How to Obtain Reduction Maps for n-dimensional Infrastructures.

Abstract.
We explain a general technique to obtain a reduction map, given X and d and, varying with the method of construction, additional information for every x in X. Moreover, we explain a technique on how to obtain n-dimensional infrastructures from certain lattices in (n+1)-dimensional space.

So far, we have seen how $n$ -dimensional infrastructures can be defined. In the case of one-dimensional infrastructures, we saw that there is a (more or less) obvious way how to define a reduction map, which does not extend to the $n$ -dimensional case. We next want to motivate how a reduction map can be defined given $X$ and $d$ , using additional information which might be easier to obtain.

First, introduce on $\R^n$ a lexicographic order as follows: for $a = (a_1, \dots, a_n)$ and $b = (b_1, \dots, b_n)$ , define $\displaystyle a \le b :\Longleftrightarrow \exists i \in \{ 1, \dots, n \} : a_i \le b_i \wedge \forall j < i : a_i = b_i.$ Note that this choice is rather random and can easily be replaced by other choices.

Assume that $\Lambda \subseteq \R^n$ is a lattice, $X \neq \emptyset$ a finite set and $d : X \to \R^n / \Lambda$ injective. Consider the projection $\pi : \R^n \to \R^n/\Lambda$ , $x \mapsto x + \Lambda$ and $\hat{X} := \pi^{-1}(d(X))$ . Defining a function $\psi : \R^n / \Lambda \to X$ is the same as defining a function $\varphi : \R^n \to \hat{X}$ which is invariant under $\Lambda$ , i.e. satisfies $\varphi(t + \lambda) = \varphi(t) + \lambda$ for all $\lambda \in \Lambda$ ; in that case, we can set $\psi(t + \Lambda) := d^{-1}(\varphi(t) + \Lambda)$ . Note that the condition $\psi \circ d = \id_X$ translates to $\varphi|_{\hat{X}} = \id_{\hat{X}}$ .
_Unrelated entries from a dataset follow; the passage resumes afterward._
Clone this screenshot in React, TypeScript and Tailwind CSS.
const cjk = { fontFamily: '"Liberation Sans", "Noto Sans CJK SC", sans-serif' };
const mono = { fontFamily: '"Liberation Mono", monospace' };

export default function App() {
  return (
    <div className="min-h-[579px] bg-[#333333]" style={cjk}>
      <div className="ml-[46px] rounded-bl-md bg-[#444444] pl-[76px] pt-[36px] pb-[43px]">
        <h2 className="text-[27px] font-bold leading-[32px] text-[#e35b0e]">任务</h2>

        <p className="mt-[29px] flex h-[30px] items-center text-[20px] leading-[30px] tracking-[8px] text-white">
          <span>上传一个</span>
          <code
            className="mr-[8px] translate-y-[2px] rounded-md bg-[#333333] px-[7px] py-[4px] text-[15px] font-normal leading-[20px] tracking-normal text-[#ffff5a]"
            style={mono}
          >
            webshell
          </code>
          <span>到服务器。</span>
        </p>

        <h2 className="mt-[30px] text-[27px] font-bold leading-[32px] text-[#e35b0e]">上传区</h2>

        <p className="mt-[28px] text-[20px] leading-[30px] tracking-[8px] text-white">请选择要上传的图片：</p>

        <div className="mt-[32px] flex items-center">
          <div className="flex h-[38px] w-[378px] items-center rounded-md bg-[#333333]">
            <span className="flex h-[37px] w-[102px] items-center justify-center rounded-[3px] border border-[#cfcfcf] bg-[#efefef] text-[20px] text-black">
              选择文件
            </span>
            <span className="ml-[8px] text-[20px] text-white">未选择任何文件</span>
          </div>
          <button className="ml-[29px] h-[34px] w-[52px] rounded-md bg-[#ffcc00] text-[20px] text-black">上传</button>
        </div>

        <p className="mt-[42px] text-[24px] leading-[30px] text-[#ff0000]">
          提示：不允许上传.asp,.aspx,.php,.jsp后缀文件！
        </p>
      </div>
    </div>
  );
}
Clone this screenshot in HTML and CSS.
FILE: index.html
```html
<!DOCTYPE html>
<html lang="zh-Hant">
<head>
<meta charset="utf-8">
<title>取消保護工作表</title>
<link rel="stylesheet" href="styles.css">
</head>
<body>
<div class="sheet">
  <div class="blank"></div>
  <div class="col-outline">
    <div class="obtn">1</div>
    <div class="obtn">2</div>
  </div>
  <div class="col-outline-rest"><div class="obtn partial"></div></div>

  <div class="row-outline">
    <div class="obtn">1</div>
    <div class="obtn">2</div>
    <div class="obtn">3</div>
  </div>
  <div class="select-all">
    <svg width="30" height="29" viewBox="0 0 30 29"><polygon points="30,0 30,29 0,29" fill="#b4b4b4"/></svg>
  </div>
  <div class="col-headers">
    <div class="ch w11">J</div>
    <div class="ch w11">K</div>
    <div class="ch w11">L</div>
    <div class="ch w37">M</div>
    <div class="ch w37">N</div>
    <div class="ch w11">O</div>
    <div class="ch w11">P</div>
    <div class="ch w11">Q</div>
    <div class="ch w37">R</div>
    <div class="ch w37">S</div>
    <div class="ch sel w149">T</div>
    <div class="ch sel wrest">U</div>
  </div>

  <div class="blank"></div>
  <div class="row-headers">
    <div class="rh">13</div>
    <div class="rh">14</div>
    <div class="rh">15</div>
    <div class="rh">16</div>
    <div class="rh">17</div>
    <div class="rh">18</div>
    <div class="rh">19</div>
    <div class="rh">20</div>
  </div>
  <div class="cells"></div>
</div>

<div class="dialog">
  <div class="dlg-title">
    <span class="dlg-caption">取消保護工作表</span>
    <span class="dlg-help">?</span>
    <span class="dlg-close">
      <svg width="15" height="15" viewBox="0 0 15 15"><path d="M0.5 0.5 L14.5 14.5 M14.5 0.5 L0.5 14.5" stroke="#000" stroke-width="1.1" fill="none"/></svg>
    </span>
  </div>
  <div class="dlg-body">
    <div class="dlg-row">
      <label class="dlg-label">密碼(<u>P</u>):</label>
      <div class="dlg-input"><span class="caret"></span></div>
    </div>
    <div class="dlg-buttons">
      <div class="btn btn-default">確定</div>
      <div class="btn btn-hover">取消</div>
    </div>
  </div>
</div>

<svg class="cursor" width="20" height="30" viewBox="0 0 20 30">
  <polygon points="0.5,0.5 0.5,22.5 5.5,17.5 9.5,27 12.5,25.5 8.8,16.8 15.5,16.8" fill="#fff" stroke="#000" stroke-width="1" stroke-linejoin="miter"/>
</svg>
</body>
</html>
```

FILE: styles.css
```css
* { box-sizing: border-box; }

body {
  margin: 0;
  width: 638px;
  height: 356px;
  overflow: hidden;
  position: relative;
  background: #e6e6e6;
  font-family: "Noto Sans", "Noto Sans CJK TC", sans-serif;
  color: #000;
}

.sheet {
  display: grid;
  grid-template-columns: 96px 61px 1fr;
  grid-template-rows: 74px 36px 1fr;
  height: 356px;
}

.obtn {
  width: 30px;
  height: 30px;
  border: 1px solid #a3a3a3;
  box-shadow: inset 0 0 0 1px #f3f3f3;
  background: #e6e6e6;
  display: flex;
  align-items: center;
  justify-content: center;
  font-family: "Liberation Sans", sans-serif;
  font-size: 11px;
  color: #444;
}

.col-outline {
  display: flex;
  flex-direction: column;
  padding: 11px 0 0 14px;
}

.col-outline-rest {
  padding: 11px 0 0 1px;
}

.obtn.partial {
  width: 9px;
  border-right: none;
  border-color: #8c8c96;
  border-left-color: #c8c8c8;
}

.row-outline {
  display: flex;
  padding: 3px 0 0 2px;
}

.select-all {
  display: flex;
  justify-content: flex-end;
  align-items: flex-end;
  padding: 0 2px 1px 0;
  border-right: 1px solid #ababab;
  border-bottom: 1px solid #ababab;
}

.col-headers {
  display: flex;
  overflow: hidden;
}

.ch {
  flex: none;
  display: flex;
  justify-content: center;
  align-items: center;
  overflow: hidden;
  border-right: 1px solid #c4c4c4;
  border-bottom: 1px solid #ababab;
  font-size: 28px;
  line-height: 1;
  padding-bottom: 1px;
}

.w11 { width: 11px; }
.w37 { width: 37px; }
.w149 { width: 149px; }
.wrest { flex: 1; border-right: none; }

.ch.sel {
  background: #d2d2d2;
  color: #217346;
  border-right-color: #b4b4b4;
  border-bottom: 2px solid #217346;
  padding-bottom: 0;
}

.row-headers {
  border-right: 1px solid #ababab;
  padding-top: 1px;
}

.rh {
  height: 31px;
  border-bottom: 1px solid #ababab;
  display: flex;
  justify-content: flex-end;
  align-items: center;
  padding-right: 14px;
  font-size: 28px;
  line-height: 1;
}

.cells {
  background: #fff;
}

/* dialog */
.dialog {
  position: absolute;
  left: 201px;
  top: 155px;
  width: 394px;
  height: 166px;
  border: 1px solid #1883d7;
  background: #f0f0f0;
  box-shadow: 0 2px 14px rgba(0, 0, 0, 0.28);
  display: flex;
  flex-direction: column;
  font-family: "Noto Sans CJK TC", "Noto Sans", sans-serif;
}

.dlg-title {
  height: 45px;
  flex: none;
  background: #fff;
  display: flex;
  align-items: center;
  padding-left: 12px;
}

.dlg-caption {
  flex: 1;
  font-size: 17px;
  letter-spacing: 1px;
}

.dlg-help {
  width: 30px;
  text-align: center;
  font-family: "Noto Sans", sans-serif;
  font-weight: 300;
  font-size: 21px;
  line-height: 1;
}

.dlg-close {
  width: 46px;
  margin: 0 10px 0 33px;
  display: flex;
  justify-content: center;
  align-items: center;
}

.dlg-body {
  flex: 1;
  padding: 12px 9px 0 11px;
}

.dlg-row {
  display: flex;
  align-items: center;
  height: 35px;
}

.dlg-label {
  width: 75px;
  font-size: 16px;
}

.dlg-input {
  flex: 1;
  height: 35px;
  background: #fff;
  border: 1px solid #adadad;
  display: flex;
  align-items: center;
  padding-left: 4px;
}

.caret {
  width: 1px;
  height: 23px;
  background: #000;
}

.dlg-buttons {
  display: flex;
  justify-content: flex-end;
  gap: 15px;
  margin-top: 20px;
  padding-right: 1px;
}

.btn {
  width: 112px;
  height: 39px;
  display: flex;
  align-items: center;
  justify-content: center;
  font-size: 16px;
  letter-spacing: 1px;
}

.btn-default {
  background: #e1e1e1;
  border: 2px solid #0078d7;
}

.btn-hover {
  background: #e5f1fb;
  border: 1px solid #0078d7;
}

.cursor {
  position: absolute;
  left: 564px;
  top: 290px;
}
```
Hence, we have a discrete set $\hat{X} \subseteq \R^n$ which is invariant under translation by $\Lambda$ , and we want to define a function $\varphi : \R^n \to \hat{X}$ satisfying $\varphi|_{\hat{X}} = \id_{\hat{X}}$ .

Both of the two sections which follow describe one way to obtain such $\hat{X}$ and $\varphi$ . The way describes in the second section fits perfectly for all totally real number fields $K$ : think of $\Gamma$ as the image of the ring of integers $\calO_K$ under all embeddings $\sigma_1, \dots, \sigma_{n+1} : K \to \R$ , i.e. $\displaystyle \Gamma = \{ (\sigma_1(x), \dots, \sigma_{n+1}(x)) \mid x \in \calO_K \}.$ The first section resembles more the general global field situation. The set $X$ will consist of a finite set of ideals with bounded norms. The degree map will be the logarithm of the norm, and the $b_i$ ‘s correspond to the degrees of the infinite places.

Constructing a Reduction Map.

In this section, we describe a way to construct a reduction map $\varphi$ , given $\hat{X}$ .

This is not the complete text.